» **Objective**: Of the lines below, how many hold the string "this"? Give only the number.

» **Collected data**:
##############################

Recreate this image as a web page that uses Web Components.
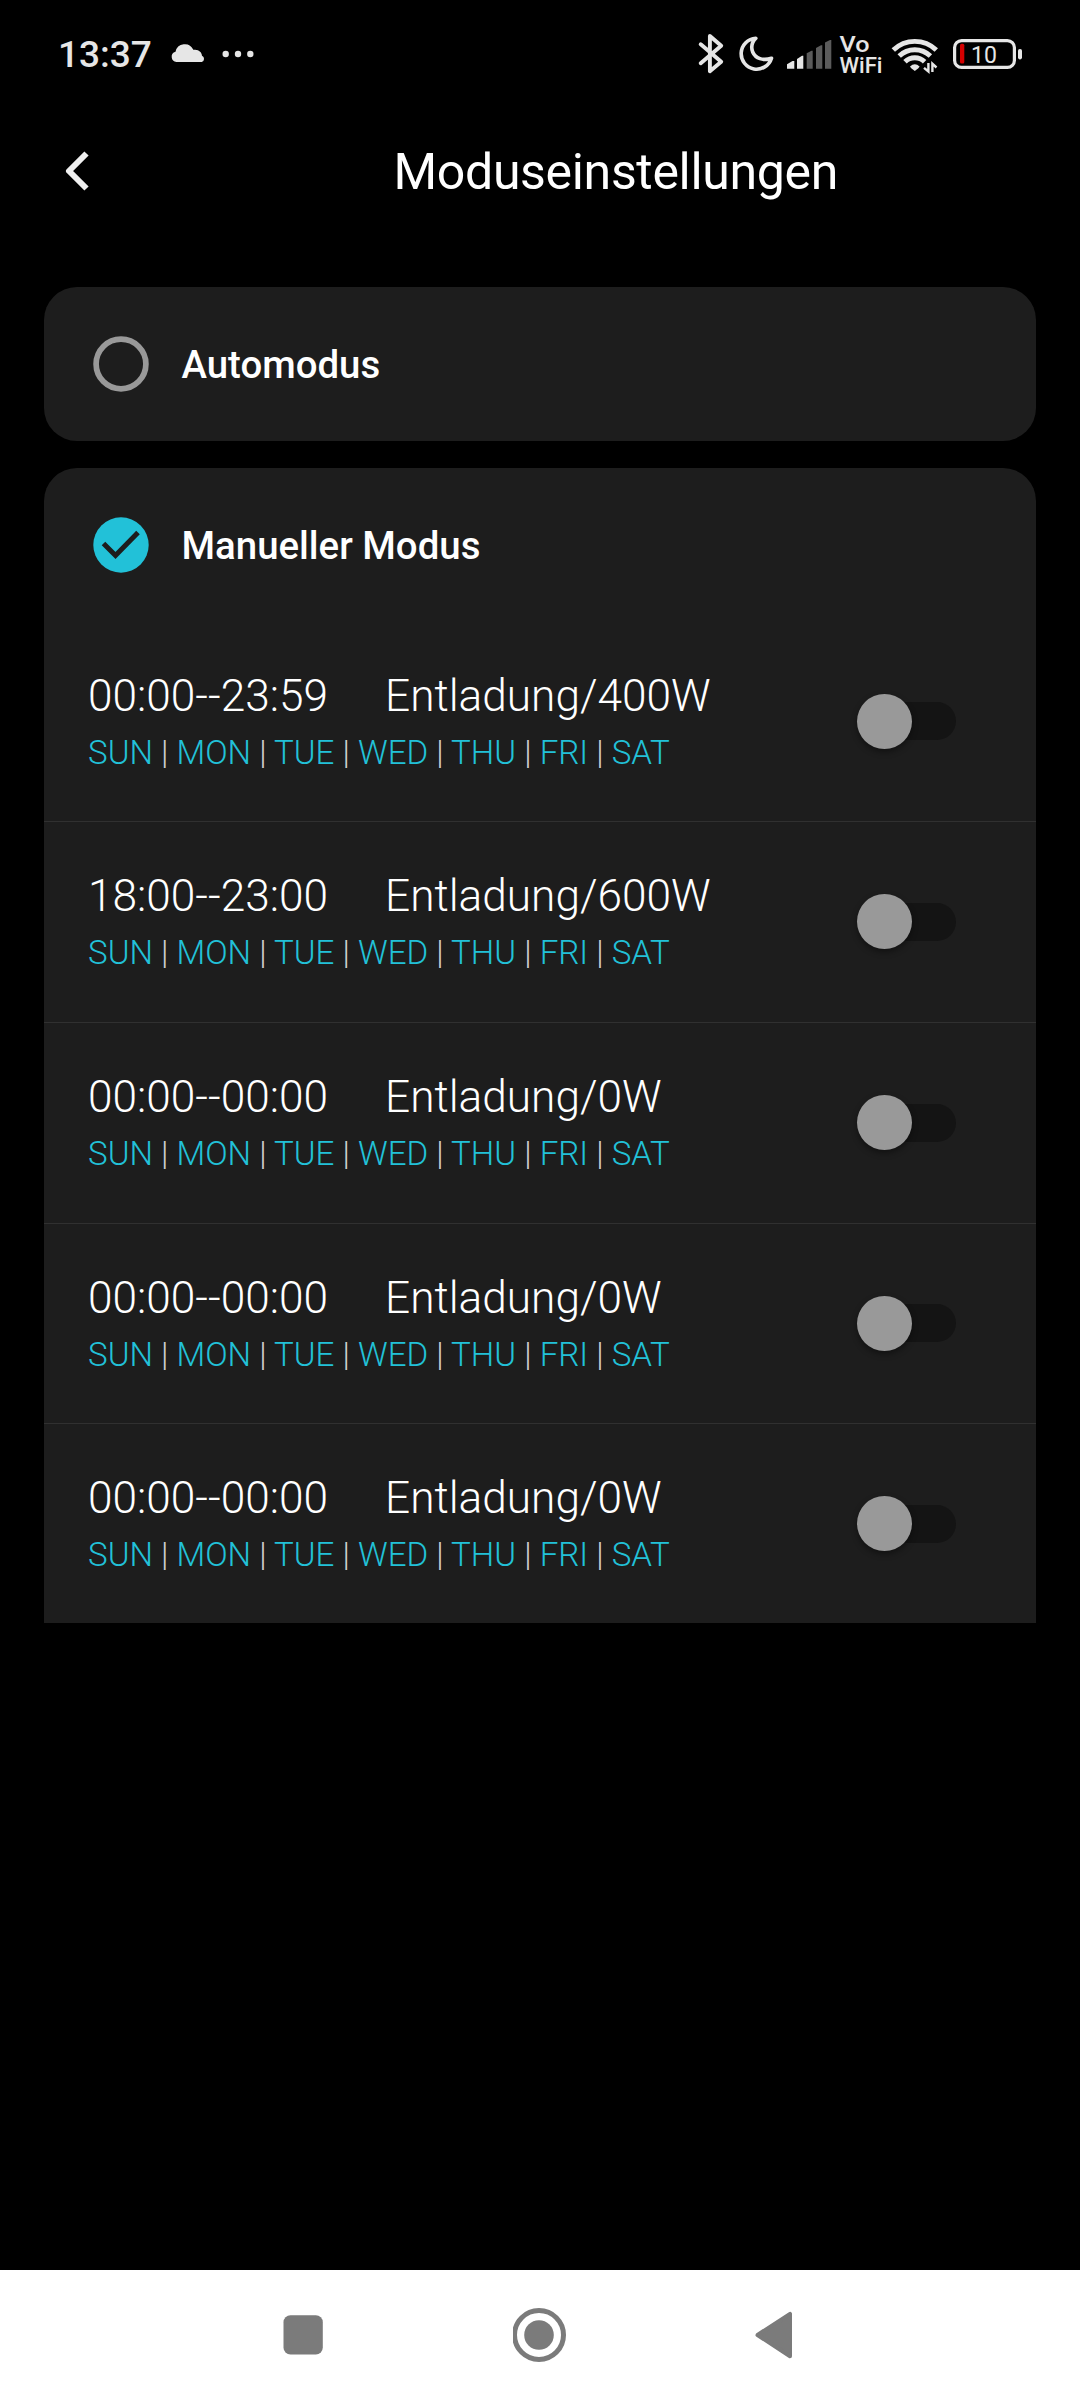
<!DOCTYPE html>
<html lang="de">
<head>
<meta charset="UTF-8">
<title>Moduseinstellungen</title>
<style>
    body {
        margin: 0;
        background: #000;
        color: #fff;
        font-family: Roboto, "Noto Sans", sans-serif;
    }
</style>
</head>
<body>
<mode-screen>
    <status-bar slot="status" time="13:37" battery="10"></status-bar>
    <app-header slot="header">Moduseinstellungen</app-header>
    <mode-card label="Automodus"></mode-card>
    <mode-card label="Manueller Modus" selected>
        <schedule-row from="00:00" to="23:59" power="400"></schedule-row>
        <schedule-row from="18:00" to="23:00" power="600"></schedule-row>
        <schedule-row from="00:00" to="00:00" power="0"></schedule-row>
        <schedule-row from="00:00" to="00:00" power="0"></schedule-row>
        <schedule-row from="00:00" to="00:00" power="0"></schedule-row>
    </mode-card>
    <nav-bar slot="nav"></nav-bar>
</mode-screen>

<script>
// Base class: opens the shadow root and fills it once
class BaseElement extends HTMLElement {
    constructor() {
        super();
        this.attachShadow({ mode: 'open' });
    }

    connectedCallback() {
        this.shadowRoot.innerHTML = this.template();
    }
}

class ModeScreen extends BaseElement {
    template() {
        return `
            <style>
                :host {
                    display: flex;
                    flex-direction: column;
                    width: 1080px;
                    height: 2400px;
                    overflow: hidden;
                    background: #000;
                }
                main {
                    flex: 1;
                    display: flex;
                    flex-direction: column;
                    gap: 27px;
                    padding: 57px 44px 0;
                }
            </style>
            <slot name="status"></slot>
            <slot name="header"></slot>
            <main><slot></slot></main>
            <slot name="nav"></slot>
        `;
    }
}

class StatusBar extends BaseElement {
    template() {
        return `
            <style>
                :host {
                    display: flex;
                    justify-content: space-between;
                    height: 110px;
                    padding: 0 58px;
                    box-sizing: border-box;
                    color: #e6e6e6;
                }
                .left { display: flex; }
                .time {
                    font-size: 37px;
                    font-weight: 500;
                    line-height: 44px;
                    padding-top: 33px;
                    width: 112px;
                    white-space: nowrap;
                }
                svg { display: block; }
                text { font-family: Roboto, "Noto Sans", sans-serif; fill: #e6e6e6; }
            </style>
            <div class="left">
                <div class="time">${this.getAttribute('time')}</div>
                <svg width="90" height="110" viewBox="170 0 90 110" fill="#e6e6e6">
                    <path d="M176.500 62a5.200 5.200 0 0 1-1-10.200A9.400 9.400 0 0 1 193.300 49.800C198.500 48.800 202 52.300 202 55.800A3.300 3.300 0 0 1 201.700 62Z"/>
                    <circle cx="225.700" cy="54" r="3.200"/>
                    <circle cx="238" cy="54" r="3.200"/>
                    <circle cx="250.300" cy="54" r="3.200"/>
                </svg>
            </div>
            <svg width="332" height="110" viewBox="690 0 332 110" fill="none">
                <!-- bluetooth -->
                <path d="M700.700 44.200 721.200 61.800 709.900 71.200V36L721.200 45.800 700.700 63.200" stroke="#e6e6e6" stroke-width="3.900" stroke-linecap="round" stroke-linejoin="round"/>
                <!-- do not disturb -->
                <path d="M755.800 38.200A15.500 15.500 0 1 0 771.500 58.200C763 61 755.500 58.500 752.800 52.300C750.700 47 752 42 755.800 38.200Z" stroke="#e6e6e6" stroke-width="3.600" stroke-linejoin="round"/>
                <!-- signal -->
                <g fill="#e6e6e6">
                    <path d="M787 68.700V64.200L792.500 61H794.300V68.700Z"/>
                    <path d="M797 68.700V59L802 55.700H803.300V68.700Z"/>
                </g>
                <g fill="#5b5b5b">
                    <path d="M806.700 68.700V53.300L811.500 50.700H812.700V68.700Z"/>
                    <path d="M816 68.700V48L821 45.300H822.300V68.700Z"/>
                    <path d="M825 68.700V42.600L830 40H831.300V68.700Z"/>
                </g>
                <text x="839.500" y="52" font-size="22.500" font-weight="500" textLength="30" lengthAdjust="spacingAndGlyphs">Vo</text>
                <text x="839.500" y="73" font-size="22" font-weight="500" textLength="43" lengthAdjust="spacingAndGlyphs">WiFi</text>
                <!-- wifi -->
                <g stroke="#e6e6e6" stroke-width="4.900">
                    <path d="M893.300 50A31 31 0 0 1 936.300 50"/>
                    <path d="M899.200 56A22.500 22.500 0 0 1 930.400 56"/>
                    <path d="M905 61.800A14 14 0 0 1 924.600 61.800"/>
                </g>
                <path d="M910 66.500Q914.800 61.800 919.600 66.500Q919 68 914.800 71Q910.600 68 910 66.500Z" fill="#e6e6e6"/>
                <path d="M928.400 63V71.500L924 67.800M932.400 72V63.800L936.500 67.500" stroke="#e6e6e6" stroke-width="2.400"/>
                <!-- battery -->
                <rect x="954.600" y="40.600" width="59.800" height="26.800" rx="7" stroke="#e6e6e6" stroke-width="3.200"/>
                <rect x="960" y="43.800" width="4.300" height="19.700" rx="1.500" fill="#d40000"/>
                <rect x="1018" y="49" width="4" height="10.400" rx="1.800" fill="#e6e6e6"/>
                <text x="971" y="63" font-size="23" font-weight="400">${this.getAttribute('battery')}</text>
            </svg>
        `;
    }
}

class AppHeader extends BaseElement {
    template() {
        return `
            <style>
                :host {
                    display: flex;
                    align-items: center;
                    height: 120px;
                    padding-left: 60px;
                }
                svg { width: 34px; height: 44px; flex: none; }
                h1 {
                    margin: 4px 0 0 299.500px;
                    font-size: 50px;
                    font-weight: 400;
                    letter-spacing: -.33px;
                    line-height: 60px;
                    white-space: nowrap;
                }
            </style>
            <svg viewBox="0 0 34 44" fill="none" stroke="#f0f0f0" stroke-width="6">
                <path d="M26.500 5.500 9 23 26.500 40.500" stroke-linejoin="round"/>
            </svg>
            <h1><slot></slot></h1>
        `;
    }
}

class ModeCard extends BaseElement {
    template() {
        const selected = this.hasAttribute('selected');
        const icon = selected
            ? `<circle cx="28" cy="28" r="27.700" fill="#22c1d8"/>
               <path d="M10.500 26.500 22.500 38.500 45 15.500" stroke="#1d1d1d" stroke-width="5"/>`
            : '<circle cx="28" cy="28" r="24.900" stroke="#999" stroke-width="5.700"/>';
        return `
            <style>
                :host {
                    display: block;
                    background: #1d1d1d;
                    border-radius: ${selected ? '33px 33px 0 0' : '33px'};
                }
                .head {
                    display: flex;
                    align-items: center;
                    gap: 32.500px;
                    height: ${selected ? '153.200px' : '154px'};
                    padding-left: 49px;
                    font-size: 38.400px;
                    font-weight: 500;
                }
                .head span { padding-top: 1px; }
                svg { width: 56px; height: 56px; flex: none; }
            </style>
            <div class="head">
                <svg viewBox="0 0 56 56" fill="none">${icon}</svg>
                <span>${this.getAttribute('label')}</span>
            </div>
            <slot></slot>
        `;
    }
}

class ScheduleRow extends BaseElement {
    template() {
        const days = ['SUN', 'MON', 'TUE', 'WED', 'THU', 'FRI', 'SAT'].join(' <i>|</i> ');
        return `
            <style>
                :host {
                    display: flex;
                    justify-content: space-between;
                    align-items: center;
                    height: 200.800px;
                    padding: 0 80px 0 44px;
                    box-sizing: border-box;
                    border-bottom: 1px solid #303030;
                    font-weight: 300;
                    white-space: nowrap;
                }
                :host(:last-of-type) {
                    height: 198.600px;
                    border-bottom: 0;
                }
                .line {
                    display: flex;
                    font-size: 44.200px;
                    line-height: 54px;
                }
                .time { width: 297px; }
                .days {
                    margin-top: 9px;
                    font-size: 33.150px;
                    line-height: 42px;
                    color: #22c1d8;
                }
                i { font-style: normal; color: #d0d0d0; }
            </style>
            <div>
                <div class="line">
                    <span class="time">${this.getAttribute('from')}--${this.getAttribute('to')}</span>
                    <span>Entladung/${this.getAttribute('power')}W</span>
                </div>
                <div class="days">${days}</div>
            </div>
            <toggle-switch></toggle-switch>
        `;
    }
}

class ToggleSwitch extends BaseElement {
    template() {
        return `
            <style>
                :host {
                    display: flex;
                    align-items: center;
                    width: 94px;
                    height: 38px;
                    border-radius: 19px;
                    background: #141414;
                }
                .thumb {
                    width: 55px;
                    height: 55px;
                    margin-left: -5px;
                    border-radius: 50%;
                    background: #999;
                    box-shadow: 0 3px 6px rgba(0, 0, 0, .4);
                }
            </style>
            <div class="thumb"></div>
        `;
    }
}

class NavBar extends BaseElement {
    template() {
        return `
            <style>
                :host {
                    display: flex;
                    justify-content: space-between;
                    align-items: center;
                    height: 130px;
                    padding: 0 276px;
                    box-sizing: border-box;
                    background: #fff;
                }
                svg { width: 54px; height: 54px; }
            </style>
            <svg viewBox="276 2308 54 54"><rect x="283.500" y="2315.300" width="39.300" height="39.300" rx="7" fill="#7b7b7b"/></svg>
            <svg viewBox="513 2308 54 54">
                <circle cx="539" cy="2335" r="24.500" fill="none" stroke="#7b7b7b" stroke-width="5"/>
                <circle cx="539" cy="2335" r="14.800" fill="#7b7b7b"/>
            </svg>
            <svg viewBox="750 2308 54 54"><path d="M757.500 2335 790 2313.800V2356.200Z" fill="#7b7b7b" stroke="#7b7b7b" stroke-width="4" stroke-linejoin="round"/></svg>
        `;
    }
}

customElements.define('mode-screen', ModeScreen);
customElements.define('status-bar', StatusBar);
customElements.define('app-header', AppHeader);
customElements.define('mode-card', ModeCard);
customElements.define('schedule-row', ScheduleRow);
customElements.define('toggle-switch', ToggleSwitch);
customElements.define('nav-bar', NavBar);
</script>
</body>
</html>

##############################

» **The reply**: 9